Drop every picture, then transcribe the remaining data exactly.

***

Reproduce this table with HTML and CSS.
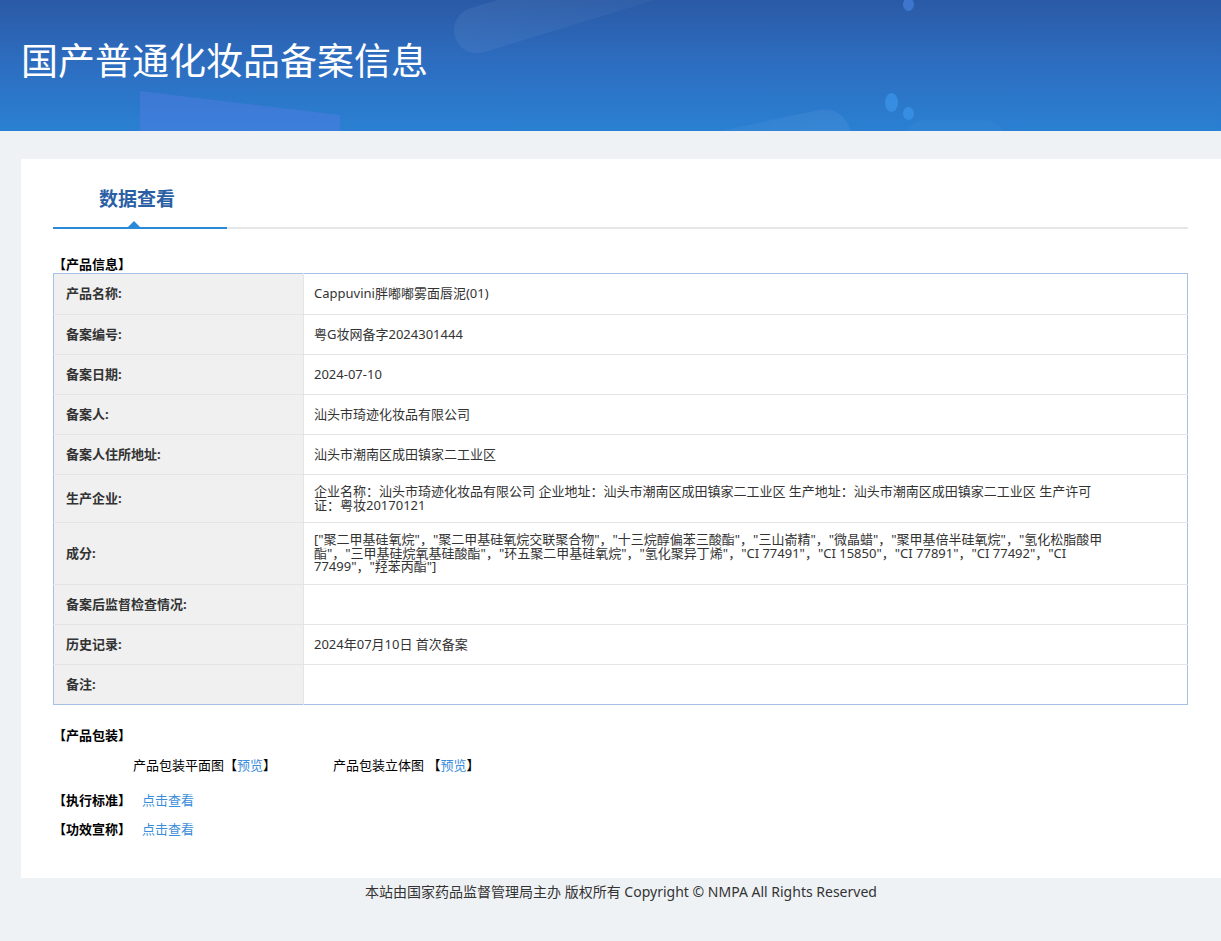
FILE: index.html
```html
<!DOCTYPE html>
<html lang="zh-CN">
<head>
<meta charset="utf-8">
<title>国产普通化妆品备案信息</title>
<link rel="stylesheet" href="styles.css">
</head>
<body>
<header class="banner">
  <div class="deco deco-panel"></div>
  <div class="deco deco-top"></div>
  <div class="deco deco-bottom"></div>
  <div class="deco deco-bottom2"></div>
  <div class="dot dot-a"></div>
  <div class="dot dot-b"></div>
  <div class="dot dot-c"></div>
  <h1 class="banner-title">国产普通化妆品备案信息</h1>
</header>

<main class="card">
  <div class="tabs">
    <div class="tab active">数据查看</div>
  </div>

  <div class="section-title first">【产品信息】</div>
  <table class="info">
    <tr><th>产品名称:</th><td><div class="val">Cappuvini胖嘟嘟雾面唇泥(01)</div></td></tr>
    <tr><th>备案编号:</th><td><div class="val">粤G妆网备字2024301444</div></td></tr>
    <tr><th>备案日期:</th><td><div class="val">2024-07-10</div></td></tr>
    <tr><th>备案人:</th><td><div class="val">汕头市琦迹化妆品有限公司</div></td></tr>
    <tr><th>备案人住所地址:</th><td><div class="val">汕头市潮南区成田镇家二工业区</div></td></tr>
    <tr><th>生产企业:</th><td><div class="val">企业名称：汕头市琦迹化妆品有限公司 企业地址：汕头市潮南区成田镇家二工业区 生产地址：汕头市潮南区成田镇家二工业区 生产许可证：粤妆20170121</div></td></tr>
    <tr><th>成分:</th><td><div class="val">["聚二甲基硅氧烷"，"聚二甲基硅氧烷交联聚合物"，"十三烷醇偏苯三酸酯"，"三山嵛精"，"微晶蜡"，"聚甲基倍半硅氧烷"，"氢化松脂酸甲酯"，"三甲基硅烷氧基硅酸酯"，"环五聚二甲基硅氧烷"，"氢化聚异丁烯"，"CI 77491"，"CI 15850"，"CI 77891"，"CI 77492"，"CI 77499"，"羟苯丙酯"]</div></td></tr>
    <tr><th>备案后监督检查情况:</th><td><div class="val"></div></td></tr>
    <tr><th>历史记录:</th><td><div class="val">2024年07月10日 首次备案</div></td></tr>
    <tr><th>备注:</th><td><div class="val"></div></td></tr>
  </table>

  <div class="section-title pack">【产品包装】</div>
  <div class="pack-row">
    <span class="pack-item">产品包装平面图【<a class="link" href="#">预览</a>】</span>
    <span class="pack-item">产品包装立体图 【<a class="link" href="#">预览</a>】</span>
  </div>

  <div class="line-item std"><span class="section-label">【执行标准】</span><a class="link" href="#">点击查看</a></div>
  <div class="line-item eff"><span class="section-label">【功效宣称】</span><a class="link" href="#">点击查看</a></div>
</main>

<footer class="footer">本站由国家药品监督管理局主办 版权所有 Copyright © NMPA All Rights Reserved</footer>
</body>
</html>
```

FILE: styles.css
```css
html, body {
  margin: 0;
  padding: 0;
}
body {
  background: #eff2f5;
  font-family: "Noto Sans", "Noto Sans CJK SC", sans-serif;
  font-size: 13px;
  color: #333;
}

/* ---------- banner ---------- */
.banner {
  position: relative;
  height: 131px;
  overflow: hidden;
  background: linear-gradient(180deg, #2a5aa6 0%, #2d6cbf 45%, #2a80d2 100%);
}
.banner-title {
  position: relative;
  margin: 0;
  padding: 36px 0 0 21px;
  font-family: "Noto Sans CJK SC", sans-serif;
  font-weight: 400;
  font-size: 37px;
  line-height: 46px;
  color: #fff;
}
.deco {
  position: absolute;
}
.deco-panel {
  left: 140px;
  top: 91px;
  width: 200px;
  height: 60px;
  background: rgba(95, 125, 235, 0.35);
  clip-path: polygon(0 0, 100% 40%, 100% 100%, 0 100%);
}
.deco-top {
  left: 455px;
  top: 14px;
  width: 320px;
  height: 46px;
  border-radius: 30px;
  background: linear-gradient(90deg, rgba(255,255,255,0.06), rgba(255,255,255,0.01));
  transform: rotate(-17deg);
  transform-origin: left center;
}
.deco-bottom {
  left: 600px;
  top: 104px;
  width: 250px;
  height: 52px;
  border-radius: 30px;
  background: linear-gradient(270deg, rgba(255,255,255,0.06), rgba(255,255,255,0.01));
  transform: rotate(-12deg);
  transform-origin: right center;
}
.deco-bottom2 {
  left: 905px;
  top: 120px;
  width: 100px;
  height: 40px;
  border-radius: 30px;
  background: rgba(255,255,255,0.025);
}
.dot {
  position: absolute;
  border-radius: 50%;
  background: rgba(60, 150, 235, 0.7);
}
.dot-a { left: 903px; top: -2px; width: 11px; height: 13px; background: rgba(70, 130, 220, 0.7); }
.dot-b { left: 885px; top: 93px; width: 13px; height: 19px; }
.dot-c { left: 903px; top: 107px; width: 11px; height: 13px; }

/* ---------- card ---------- */
.card {
  margin: 28px 0 0 21px;
  background: #fff;
  padding: 0 33px 40px 32px;
}

.tabs {
  display: flex;
  border-bottom: 2px solid #e5e6e8;
}
.tab {
  position: relative;
  width: 174px;
  box-sizing: border-box;
  padding: 28px 0 16px 46px;
  font-size: 19px;
  line-height: 24px;
  font-weight: 700;
  color: #2a5fa5;
}
.tab.active::after {
  content: "";
  position: absolute;
  left: 0; right: 0; bottom: -2px;
  height: 2px;
  background: #2a8ad8;
}
.tab.active::before {
  content: "";
  position: absolute;
  left: 75px;
  bottom: 0;
  border-left: 6px solid transparent;
  border-right: 6px solid transparent;
  border-bottom: 6px solid #2a8ad8;
}

.section-title {
  font-weight: 700;
  color: #000;
  line-height: 18px;
}
.section-title.first { margin-top: 26px; }
.section-title.pack { margin-top: 21px; }

/* ---------- table ---------- */
.info {
  width: 100%;
  border-collapse: collapse;
  border: 1px solid #a7c1e6;
}
.info tr { height: 40px; }
.info tr:first-child { height: 41px; }
.info th, .info td {
  border-top: 1px solid #e3e4e6;
  padding: 10px 0;
  line-height: 13.6px;
  vertical-align: middle;
  text-align: left;
}
.info tr:first-child th, .info tr:first-child td { border-top: none; }
.info th {
  width: 250px;
  box-sizing: border-box;
  background: #f0f0f0;
  padding-left: 12px;
  font-weight: 700;
  color: #333;
  border-right: 1px solid #e3e4e6;
}
.info td {
  padding-left: 10px;
  color: #333;
}
.val {
  max-width: 790px;
}

/* ---------- packaging / links ---------- */
.pack-row {
  margin-top: 12px;
  padding-left: 80px;
  display: flex;
  line-height: 18px;
  color: #000;
}
.pack-item { width: 200px; }

.link {
  color: #3a8ddb;
  text-decoration: none;
}

.line-item {
  line-height: 18px;
}
.line-item.std { margin-top: 17px; }
.line-item.eff { margin-top: 11px; }
.section-label {
  font-weight: 700;
  color: #000;
  margin-right: 11px;
}

/* ---------- footer ---------- */
.footer {
  text-align: center;
  padding: 5px 0 41px 21px;
  line-height: 18px;
  font-size: 14px;
  color: #333;
}
```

***

### [ANSWER FOR THE TASK]
Reproduce this table with HTML and CSS.
FILE: index.html
```html
<!DOCTYPE html>
<html lang="zh-CN">
<head>
<meta charset="utf-8">
<title>国产普通化妆品备案信息</title>
<link rel="stylesheet" href="styles.css">
</head>
<body>
<header class="banner">
  <div class="deco deco-panel"></div>
  <div class="deco deco-top"></div>
  <div class="deco deco-bottom"></div>
  <div class="deco deco-bottom2"></div>
  <div class="dot dot-a"></div>
  <div class="dot dot-b"></div>
  <div class="dot dot-c"></div>
  <h1 class="banner-title">国产普通化妆品备案信息</h1>
</header>

<main class="card">
  <div class="tabs">
    <div class="tab active">数据查看</div>
  </div>

  <div class="section-title first">【产品信息】</div>
  <table class="info">
    <tr><th>产品名称:</th><td><div class="val">Cappuvini胖嘟嘟雾面唇泥(01)</div></td></tr>
    <tr><th>备案编号:</th><td><div class="val">粤G妆网备字2024301444</div></td></tr>
    <tr><th>备案日期:</th><td><div class="val">2024-07-10</div></td></tr>
    <tr><th>备案人:</th><td><div class="val">汕头市琦迹化妆品有限公司</div></td></tr>
    <tr><th>备案人住所地址:</th><td><div class="val">汕头市潮南区成田镇家二工业区</div></td></tr>
    <tr><th>生产企业:</th><td><div class="val">企业名称：汕头市琦迹化妆品有限公司 企业地址：汕头市潮南区成田镇家二工业区 生产地址：汕头市潮南区成田镇家二工业区 生产许可证：粤妆20170121</div></td></tr>
    <tr><th>成分:</th><td><div class="val">["聚二甲基硅氧烷"，"聚二甲基硅氧烷交联聚合物"，"十三烷醇偏苯三酸酯"，"三山嵛精"，"微晶蜡"，"聚甲基倍半硅氧烷"，"氢化松脂酸甲酯"，"三甲基硅烷氧基硅酸酯"，"环五聚二甲基硅氧烷"，"氢化聚异丁烯"，"CI 77491"，"CI 15850"，"CI 77891"，"CI 77492"，"CI 77499"，"羟苯丙酯"]</div></td></tr>
    <tr><th>备案后监督检查情况:</th><td><div class="val"></div></td></tr>
    <tr><th>历史记录:</th><td><div class="val">2024年07月10日 首次备案</div></td></tr>
    <tr><th>备注:</th><td><div class="val"></div></td></tr>
  </table>

  <div class="section-title pack">【产品包装】</div>
  <div class="pack-row">
    <span class="pack-item">产品包装平面图【<a class="link" href="#">预览</a>】</span>
    <span class="pack-item">产品包装立体图 【<a class="link" href="#">预览</a>】</span>
  </div>

  <div class="line-item std"><span class="section-label">【执行标准】</span><a class="link" href="#">点击查看</a></div>
  <div class="line-item eff"><span class="section-label">【功效宣称】</span><a class="link" href="#">点击查看</a></div>
</main>

<footer class="footer">本站由国家药品监督管理局主办 版权所有 Copyright © NMPA All Rights Reserved</footer>
</body>
</html>
```

FILE: styles.css
```css
html, body {
  margin: 0;
  padding: 0;
}
body {
  background: #eff2f5;
  font-family: "Noto Sans", "Noto Sans CJK SC", sans-serif;
  font-size: 13px;
  color: #333;
}

/* ---------- banner ---------- */
.banner {
  position: relative;
  height: 131px;
  overflow: hidden;
  background: linear-gradient(180deg, #2a5aa6 0%, #2d6cbf 45%, #2a80d2 100%);
}
.banner-title {
  position: relative;
  margin: 0;
  padding: 36px 0 0 21px;
  font-family: "Noto Sans CJK SC", sans-serif;
  font-weight: 400;
  font-size: 37px;
  line-height: 46px;
  color: #fff;
}
.deco {
  position: absolute;
}
.deco-panel {
  left: 140px;
  top: 91px;
  width: 200px;
  height: 60px;
  background: rgba(95, 125, 235, 0.35);
  clip-path: polygon(0 0, 100% 40%, 100% 100%, 0 100%);
}
.deco-top {
  left: 455px;
  top: 14px;
  width: 320px;
  height: 46px;
  border-radius: 30px;
  background: linear-gradient(90deg, rgba(255,255,255,0.06), rgba(255,255,255,0.01));
  transform: rotate(-17deg);
  transform-origin: left center;
}
.deco-bottom {
  left: 600px;
  top: 104px;
  width: 250px;
  height: 52px;
  border-radius: 30px;
  background: linear-gradient(270deg, rgba(255,255,255,0.06), rgba(255,255,255,0.01));
  transform: rotate(-12deg);
  transform-origin: right center;
}
.deco-bottom2 {
  left: 905px;
  top: 120px;
  width: 100px;
  height: 40px;
  border-radius: 30px;
  background: rgba(255,255,255,0.025);
}
.dot {
  position: absolute;
  border-radius: 50%;
  background: rgba(60, 150, 235, 0.7);
}
.dot-a { left: 903px; top: -2px; width: 11px; height: 13px; background: rgba(70, 130, 220, 0.7); }
.dot-b { left: 885px; top: 93px; width: 13px; height: 19px; }
.dot-c { left: 903px; top: 107px; width: 11px; height: 13px; }

/* ---------- card ---------- */
.card {
  margin: 28px 0 0 21px;
  background: #fff;
  padding: 0 33px 40px 32px;
}

.tabs {
  display: flex;
  border-bottom: 2px solid #e5e6e8;
}
.tab {
  position: relative;
  width: 174px;
  box-sizing: border-box;
  padding: 28px 0 16px 46px;
  font-size: 19px;
  line-height: 24px;
  font-weight: 700;
  color: #2a5fa5;
}
.tab.active::after {
  content: "";
  position: absolute;
  left: 0; right: 0; bottom: -2px;
  height: 2px;
  background: #2a8ad8;
}
.tab.active::before {
  content: "";
  position: absolute;
  left: 75px;
  bottom: 0;
  border-left: 6px solid transparent;
  border-right: 6px solid transparent;
  border-bottom: 6px solid #2a8ad8;
}

.section-title {
  font-weight: 700;
  color: #000;
  line-height: 18px;
}
.section-title.first { margin-top: 26px; }
.section-title.pack { margin-top: 21px; }

/* ---------- table ---------- */
.info {
  width: 100%;
  border-collapse: collapse;
  border: 1px solid #a7c1e6;
}
.info tr { height: 40px; }
.info tr:first-child { height: 41px; }
.info th, .info td {
  border-top: 1px solid #e3e4e6;
  padding: 10px 0;
  line-height: 13.6px;
  vertical-align: middle;
  text-align: left;
}
.info tr:first-child th, .info tr:first-child td { border-top: none; }
.info th {
  width: 250px;
  box-sizing: border-box;
  background: #f0f0f0;
  padding-left: 12px;
  font-weight: 700;
  color: #333;
  border-right: 1px solid #e3e4e6;
}
.info td {
  padding-left: 10px;
  color: #333;
}
.val {
  max-width: 790px;
}

/* ---------- packaging / links ---------- */
.pack-row {
  margin-top: 12px;
  padding-left: 80px;
  display: flex;
  line-height: 18px;
  color: #000;
}
.pack-item { width: 200px; }

.link {
  color: #3a8ddb;
  text-decoration: none;
}

.line-item {
  line-height: 18px;
}
.line-item.std { margin-top: 17px; }
.line-item.eff { margin-top: 11px; }
.section-label {
  font-weight: 700;
  color: #000;
  margin-right: 11px;
}

/* ---------- footer ---------- */
.footer {
  text-align: center;
  padding: 5px 0 41px 21px;
  line-height: 18px;
  font-size: 14px;
  color: #333;
}
```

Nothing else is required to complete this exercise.